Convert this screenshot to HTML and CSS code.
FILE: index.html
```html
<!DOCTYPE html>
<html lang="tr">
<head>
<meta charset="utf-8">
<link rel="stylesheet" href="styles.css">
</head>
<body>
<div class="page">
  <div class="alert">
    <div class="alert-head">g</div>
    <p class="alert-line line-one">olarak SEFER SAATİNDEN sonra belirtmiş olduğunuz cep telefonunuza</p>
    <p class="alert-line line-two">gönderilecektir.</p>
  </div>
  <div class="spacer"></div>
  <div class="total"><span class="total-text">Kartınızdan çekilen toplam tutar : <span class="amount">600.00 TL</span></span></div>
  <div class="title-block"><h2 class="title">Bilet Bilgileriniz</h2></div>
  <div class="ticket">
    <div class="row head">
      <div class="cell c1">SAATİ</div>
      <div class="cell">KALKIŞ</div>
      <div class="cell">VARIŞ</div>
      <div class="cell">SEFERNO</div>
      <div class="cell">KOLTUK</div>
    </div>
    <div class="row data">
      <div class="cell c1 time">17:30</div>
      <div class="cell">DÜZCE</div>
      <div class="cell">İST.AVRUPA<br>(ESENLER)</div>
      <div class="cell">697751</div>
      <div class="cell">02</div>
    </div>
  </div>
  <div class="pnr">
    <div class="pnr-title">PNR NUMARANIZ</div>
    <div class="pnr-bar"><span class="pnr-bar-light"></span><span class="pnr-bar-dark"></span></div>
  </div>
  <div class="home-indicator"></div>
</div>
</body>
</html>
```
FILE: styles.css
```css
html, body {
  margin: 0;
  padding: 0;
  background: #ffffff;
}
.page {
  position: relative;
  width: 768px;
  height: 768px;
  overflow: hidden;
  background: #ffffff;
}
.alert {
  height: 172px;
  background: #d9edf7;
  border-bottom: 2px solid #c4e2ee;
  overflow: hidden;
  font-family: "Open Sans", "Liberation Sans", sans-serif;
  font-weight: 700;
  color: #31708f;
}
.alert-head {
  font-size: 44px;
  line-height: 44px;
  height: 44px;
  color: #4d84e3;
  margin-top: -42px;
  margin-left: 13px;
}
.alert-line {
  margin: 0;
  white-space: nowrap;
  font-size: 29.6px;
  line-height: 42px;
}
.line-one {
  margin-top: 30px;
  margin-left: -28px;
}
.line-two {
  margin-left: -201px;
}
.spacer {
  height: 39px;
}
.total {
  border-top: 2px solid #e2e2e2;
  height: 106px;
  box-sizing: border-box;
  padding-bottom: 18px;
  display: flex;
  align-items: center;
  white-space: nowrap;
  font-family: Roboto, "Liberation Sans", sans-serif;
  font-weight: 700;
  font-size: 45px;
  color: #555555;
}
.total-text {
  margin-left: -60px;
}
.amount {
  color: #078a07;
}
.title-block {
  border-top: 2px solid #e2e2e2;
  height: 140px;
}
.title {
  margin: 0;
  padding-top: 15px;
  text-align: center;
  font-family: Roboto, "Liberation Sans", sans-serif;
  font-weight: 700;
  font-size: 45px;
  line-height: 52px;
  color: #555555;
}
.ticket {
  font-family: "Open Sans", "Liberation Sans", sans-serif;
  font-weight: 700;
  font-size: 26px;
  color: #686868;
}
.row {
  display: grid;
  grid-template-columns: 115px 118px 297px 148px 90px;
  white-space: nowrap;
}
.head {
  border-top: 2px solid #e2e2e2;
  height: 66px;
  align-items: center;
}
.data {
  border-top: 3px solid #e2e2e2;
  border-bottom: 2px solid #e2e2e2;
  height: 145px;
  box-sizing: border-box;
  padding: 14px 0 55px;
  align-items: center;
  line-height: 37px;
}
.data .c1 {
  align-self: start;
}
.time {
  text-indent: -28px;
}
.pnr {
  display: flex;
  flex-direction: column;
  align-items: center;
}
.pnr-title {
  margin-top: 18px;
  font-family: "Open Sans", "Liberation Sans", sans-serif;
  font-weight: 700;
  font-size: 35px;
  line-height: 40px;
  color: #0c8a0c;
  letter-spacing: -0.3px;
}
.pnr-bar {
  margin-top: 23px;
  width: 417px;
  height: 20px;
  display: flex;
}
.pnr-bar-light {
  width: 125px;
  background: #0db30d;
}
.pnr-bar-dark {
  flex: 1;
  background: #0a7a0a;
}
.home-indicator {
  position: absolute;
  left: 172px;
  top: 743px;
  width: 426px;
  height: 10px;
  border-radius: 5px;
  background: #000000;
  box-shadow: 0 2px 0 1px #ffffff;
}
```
==
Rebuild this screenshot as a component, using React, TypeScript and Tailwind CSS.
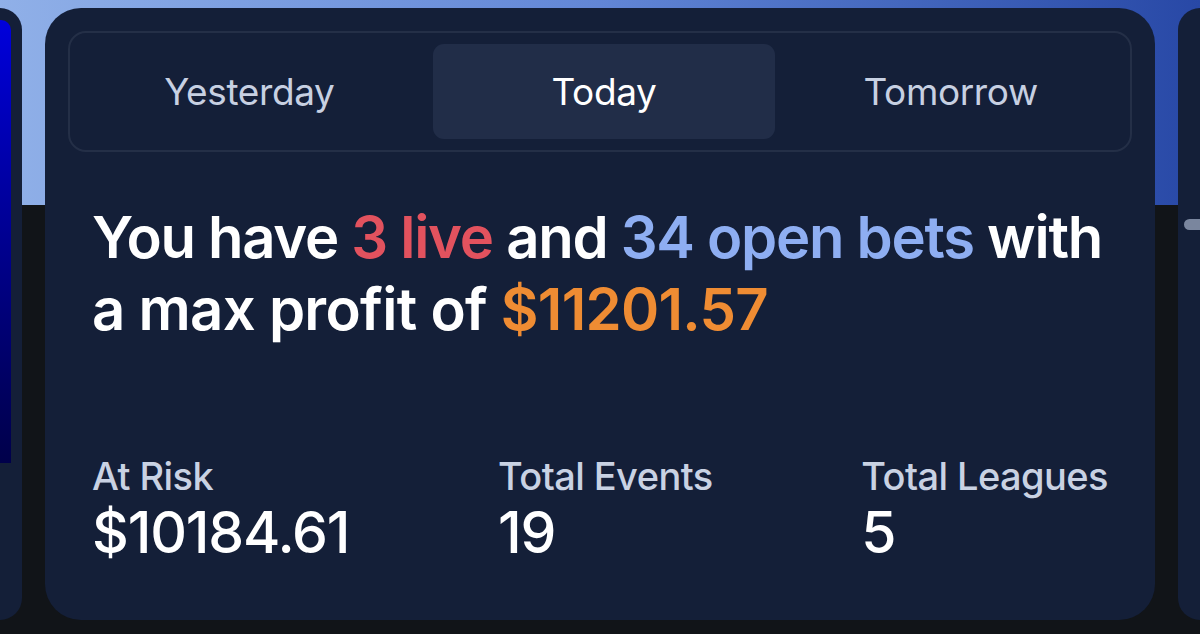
* * *
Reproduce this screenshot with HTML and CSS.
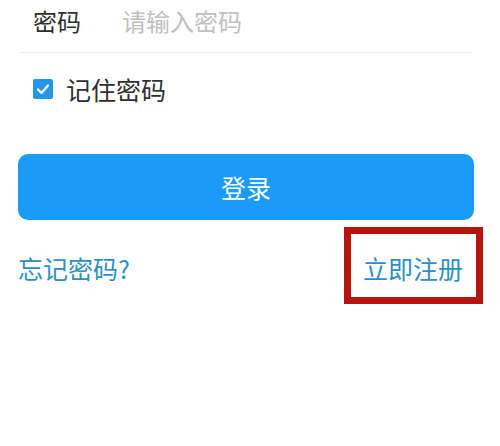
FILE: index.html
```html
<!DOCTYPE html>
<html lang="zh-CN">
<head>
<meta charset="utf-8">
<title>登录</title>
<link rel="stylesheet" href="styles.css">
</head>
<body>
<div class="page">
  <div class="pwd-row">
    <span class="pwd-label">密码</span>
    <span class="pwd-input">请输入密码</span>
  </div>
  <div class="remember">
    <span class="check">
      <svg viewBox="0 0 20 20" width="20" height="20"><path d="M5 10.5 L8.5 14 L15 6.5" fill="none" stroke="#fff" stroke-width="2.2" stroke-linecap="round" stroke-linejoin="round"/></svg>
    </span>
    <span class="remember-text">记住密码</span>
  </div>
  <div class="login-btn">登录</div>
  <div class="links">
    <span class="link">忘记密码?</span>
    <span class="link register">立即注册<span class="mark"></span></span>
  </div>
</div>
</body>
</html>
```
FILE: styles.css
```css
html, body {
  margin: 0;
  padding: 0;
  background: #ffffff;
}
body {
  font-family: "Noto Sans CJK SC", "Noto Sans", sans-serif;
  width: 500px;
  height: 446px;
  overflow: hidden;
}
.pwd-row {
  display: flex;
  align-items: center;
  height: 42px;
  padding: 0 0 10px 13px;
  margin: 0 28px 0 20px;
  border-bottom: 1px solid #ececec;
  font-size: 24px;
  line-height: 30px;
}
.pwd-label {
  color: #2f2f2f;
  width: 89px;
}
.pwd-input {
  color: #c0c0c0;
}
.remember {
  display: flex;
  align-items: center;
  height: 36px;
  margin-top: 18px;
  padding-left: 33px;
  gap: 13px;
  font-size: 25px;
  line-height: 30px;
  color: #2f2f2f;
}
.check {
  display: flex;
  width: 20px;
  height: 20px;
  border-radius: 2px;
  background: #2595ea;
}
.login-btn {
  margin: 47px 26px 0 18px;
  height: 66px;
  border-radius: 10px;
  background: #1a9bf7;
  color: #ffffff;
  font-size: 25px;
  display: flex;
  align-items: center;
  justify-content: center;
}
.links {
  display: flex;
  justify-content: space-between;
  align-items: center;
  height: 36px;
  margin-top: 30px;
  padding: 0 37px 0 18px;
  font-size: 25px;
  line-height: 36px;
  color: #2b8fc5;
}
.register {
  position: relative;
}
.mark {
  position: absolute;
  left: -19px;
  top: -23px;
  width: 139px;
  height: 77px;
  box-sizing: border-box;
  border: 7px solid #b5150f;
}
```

_Work required_. Going through the lines above one by one, tally those with the word "this" and give only the total.

_Task output_. 3